- _Stated task_
Select from the data all lines with the word "that".

- _Excerpted data_

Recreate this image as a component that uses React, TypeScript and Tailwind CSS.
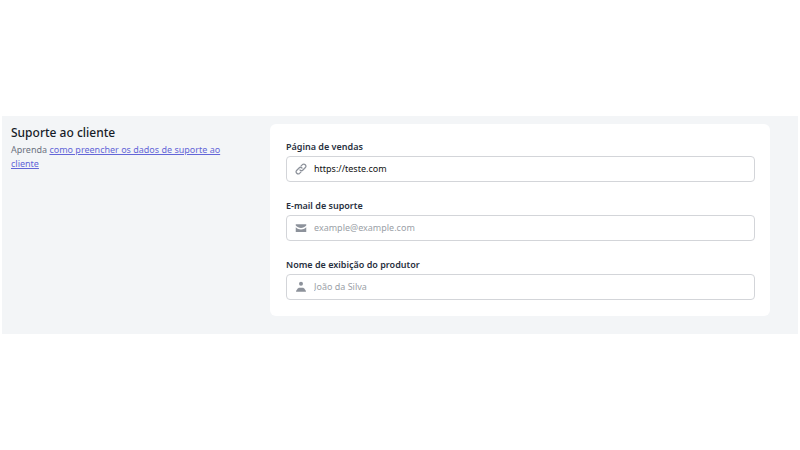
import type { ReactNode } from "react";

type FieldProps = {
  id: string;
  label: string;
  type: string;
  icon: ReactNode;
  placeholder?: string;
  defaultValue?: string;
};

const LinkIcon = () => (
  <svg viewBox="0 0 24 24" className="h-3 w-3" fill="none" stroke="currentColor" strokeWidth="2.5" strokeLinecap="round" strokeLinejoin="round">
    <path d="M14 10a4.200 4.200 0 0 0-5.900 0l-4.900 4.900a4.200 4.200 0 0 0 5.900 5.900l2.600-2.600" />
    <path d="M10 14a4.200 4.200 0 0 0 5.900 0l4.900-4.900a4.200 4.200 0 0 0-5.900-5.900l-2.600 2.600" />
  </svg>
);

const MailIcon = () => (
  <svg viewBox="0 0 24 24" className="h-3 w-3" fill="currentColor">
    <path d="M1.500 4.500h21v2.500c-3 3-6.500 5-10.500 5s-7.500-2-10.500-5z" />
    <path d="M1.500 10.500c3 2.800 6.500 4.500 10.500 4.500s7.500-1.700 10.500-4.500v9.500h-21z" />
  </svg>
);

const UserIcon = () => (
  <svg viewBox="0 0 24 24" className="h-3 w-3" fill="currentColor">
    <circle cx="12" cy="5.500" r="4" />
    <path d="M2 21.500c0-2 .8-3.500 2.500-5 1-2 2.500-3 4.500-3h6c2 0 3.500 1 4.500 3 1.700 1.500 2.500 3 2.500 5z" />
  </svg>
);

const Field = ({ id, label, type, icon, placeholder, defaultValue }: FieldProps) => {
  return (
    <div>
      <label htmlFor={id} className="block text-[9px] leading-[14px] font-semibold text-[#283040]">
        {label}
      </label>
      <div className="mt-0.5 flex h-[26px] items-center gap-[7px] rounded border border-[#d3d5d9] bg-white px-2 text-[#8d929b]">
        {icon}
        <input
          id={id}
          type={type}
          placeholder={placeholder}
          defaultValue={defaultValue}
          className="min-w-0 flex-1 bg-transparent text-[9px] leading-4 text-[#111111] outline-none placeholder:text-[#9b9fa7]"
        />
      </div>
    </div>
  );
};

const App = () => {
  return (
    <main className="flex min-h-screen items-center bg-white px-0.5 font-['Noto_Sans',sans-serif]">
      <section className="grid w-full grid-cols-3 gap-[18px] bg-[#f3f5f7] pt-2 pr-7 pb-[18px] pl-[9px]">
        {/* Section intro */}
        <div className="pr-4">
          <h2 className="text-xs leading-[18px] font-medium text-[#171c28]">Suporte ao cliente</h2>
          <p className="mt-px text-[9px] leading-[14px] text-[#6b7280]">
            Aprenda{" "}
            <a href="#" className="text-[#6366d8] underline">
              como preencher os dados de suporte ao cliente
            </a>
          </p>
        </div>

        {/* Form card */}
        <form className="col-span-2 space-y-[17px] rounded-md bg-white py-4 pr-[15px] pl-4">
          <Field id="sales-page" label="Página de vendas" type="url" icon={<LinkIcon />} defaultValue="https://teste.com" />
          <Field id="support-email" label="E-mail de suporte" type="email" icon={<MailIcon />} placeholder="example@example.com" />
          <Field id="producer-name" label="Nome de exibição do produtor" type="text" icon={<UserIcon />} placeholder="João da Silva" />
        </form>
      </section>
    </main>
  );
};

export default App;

...

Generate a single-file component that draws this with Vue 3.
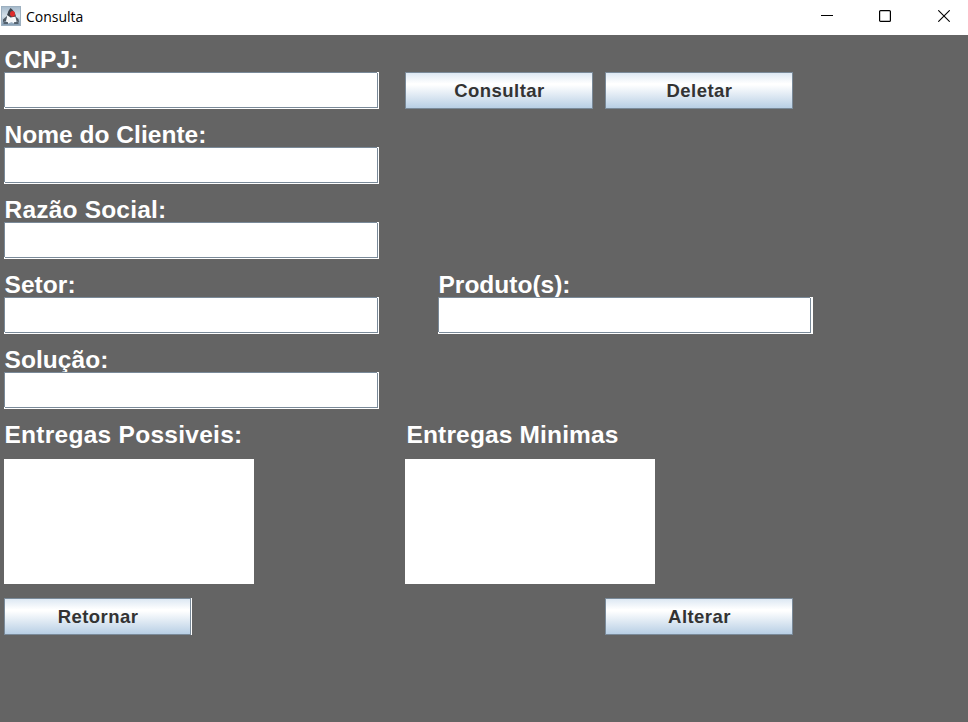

- _Worked solution_
Recreate this image as a component that uses React, TypeScript and Tailwind CSS.
Generate a single-file component that draws this with Vue 3.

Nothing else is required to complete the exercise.